Miguel y Joan Manuel
JUAN CRUZ RUIZ Al comienzo del primer concierto de su serie de recitales a partir de los versos de Miguel Hernández, Joan Manuel Serrat advirtió al numeroso público que abarrataba el último jueves el Teatro de La Zarzuela de Madrid:
–Ojo, que este recital va de Miguel Hernández. Y nada más. Las canciones dedicadas, otro día.
En este tiempo en que la gente quiere escuchar lo ya sabido, lo que en otro tiempo fue éxito y sigue siéndolo, esa advertencia era muy pertinente. La gente va a escuchar a Serrat y ya va con la gasolina del pasado dispuesta a arrancar los motores de su melancolía musical. Aquí se asistía a una novedad: Miguel Hernández. Canciones ya sabidos y canciones nuevas. Pero Miguel Hernández. En estado puro.
Serrat nos sometió a un riesgo: escuchar algunas de las canciones que hace decenios le inspiró el poeta de Orihuela mezcladas con otras que son novedad absoluta en su repertorio. No son canciones de amor, con serlo, porque Miguel Hernández fue un poeta del amor; y no son canciones de lucha, aunque Miguel Hernández fue un poeta, y un ciudadano, de la lucha. Unas y otras son canciones, y punto, versos que el autor cuyo centenario celebramos ahora sacó de dentro, de la necesidad de decir para seguir volando. Así que en esos versos no hay ni dulzura impostada ni demagogia, elementos a los que era tan dada la época en que fueron escritos. Son, por decirlo así, poemas puros, extraídos de una experiencia estética que obligó a Miguel Hernández, cada vez más, a adelgazar su rabia para convertirla en un sustento sutil de la amargura y de la denuncia. No son, pues, tan solo versos de la amargura o de la denuncia. Son versos.
A eso nos sometió Serrat, de eso quiso que nos enteráramos nada más sentarnos en la butaca del Teatro de La Zarzuela. Para ello el cantante lo vistió todo de la sobriedad que ya es connatural con cada uno de sus conciertos; esta vez, además, su voz nacía de una potencia especial, la potencia que produce la necesidad de decir. La necesidad de decir que tuvo el poeta y la necesidad de decir que tiene el artista del Poble Sec. El resultado, al que la música contribuye de manera especial a darle más hondura aún ambas voces, la de Miguel y la de Joan Manuel, es especialmente emocionante. Serrat no hizo ningunas concesión a la galería de los guiños; parecía, en realidad, un medium entre la poesía y la sensibilidad de sus espectadores; como decía José Hierro que debía ser la reseña de las heridas, cantó "sin vuelo en el verso", directamente de la lectura a la música, sin pasar por otro tamiz que el tamiz del buen gusto.
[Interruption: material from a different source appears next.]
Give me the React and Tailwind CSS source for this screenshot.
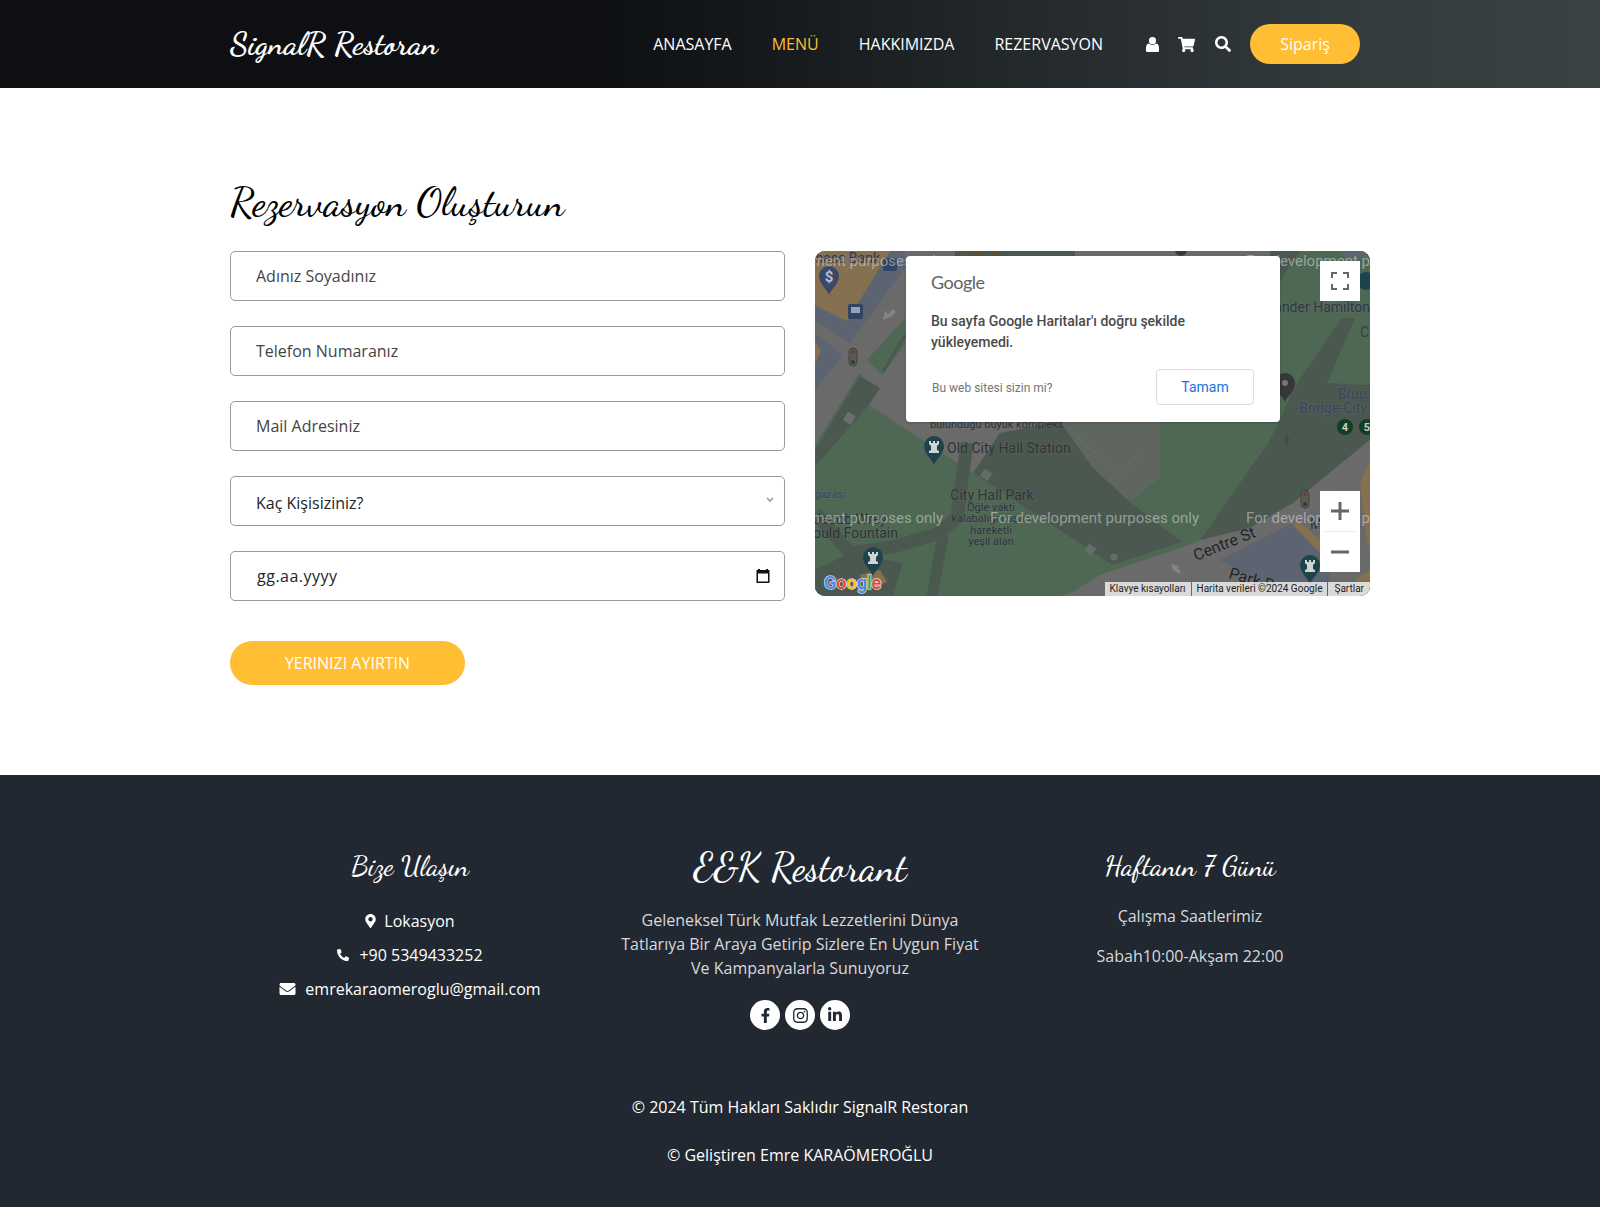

Son diez recitales, diez días poara Miguel Hernández en el corazón de aquel Madrid al que el poeta fue en busca de receptores para su voz, el lugar que luego sería destino de tantas esperanzas rotas, de tanta sangre y de tanta memoria herida. Detrás de Serrat, en el escenario, se fueron sucediendo imágenes de aquel tiempo e imágenes de este tiempo, como si el cantante quisiera hacer una crónica general de lo que le sucedió a este país hasta que la esperanza regresó de nuevo, en la transición, cuando aquella guerra que mató a Miguel Hernández empezó a acabar del todo.
Cuando salimos del teatro sentimos que habíamos estado oyendo al poeta sin intermediario, porque para muchos ya la voz de Miguel Hernández es también la voz de Serrat. Escucharlos a ambos en este tiempo en que las cosas, e incluso las palabras, parecen pesar tan poco, es una satisfacción que conviene compartir. Eso intento hacer con este escrito.